2.3 Crisis exploitation

The literature suggests that the theory of crisis exploitation, developed by Boin, ‘t Hart and McConnell (2009), can be helpful in explaining the variation of public popularity of political leaders after crises. Crisis exploitation is defined as ‘the purposeful utilization of crisis-type rhetoric to significantly alter levels of political support for public office-holders and public policies’ (Boin et al., 2009, p.83). This theory focuses on the nature and depth of changes in political support for key public office-holders; and the nature and degree of policy change in

(11)

the wake of the crisis. It argues that the outcomes of a crisis can best be perceived in terms of framing contests between actors that want to exploit the opportunities generated by a crisis (Boin et al., 2009, p.82). These actors seek to exploit a crisis, either to defend their position or push for new policies. The frames and counter-frames generated after events concern the nature and severity of the crisis, its causes, the responsibility for its occurrence and its future implications (Boin et al., 2009, p.82).

2.3.1 Framing contests

During crises, the stakes are high: politicians risk being blamed for its occurrence, whereas oppositional forces want to seize the opportunity to push for new policies. In order to generate a political crisis, a significant number of powerful actors are required to make a connection between crises and core values of the political systems (Brändström & Kuipers, 2003, p.291). Politicians are forced to take a stance, because questions about responsibility and accountability will occur once a crisis becomes politically (Brändström & Kuipers, 2003, p.291). Consequently, political leaders have to deal with a great number of forces: mass media, parliamentary inquiries, the political system, legislation, their political opposition and the political climate (Brändström, 2016, p.17). The public perception and interpretation determines the political impact of crises on political leaders and their policy (Boin et al., 2009, p.83).
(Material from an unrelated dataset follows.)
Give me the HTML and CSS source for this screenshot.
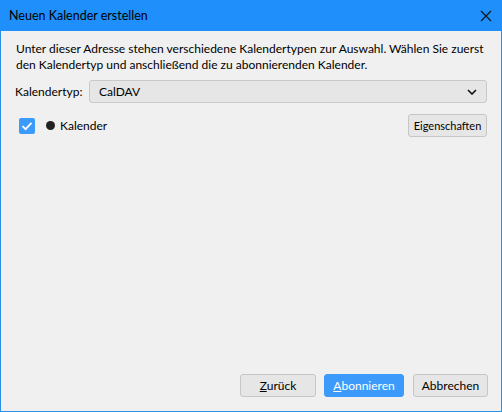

To influence the public perception, two framing contests are at play during a crisis. The first framing contest concerns the significance of the event (Boin et al., 2009, p.85). This relates to the question of whether the issue at stake during the crisis is considered to be of great importance, or whether it can be ignored (Boin et al., 2009, p.85). The second framing contest concerns the causality of the events: who or what caused it? This can severely damage the political fate of incumbent office-holders and their current policies (Boin et al., 2009, p.87). Frames that endogenize accountability focus blame on identifiable individuals; frames that exogenize accountability avoid blame and leave existing policies intact (Boin et al., 2009, p.87). In order to frame the course of events to influence the dominant public perception of what happened, strategic rhetoric plays a crucial role. This includes referring to a set of recurrent defensive scripts, such as accusing the accusers, disqualifying critics and blaming the messenger (Kuipers & ‘t Hart, 2014).

Crisis exploitation centers around two games generated by a crisis. The first is the political game, involving the clash between governmental actors and the opposition (Boin et al., 2009, p.88). In the political game, anti-establishment actors have to decide if they can

(12)

hold the incumbent political leaders responsible for the crisis and if they want to undermine their authority by damaging their reputation (‘t Hart & Tindall, 2009, p.28). Office-holders have to decide whether they reject the blame or accept it. The preferred outcome for the opposition is blame acceptance, when they focus the blame on office-holders and, in turn, these office-holders accept all responsibility (Boin et al., 2009, p.89). By contrast, incumbents prefer to deny responsibility. The most likely outcome of the political game, however, is blame showdown, which occurs when critics focus the blame on the incumbents, whilst the incumbents deny responsibility. This is when elite damage, elite escape and elite rejuvenation all are possible outcomes (Boin et al., 2009, p.89). This scenario could result in a highly politicized process of crisis investigation, reinvestigation and spin.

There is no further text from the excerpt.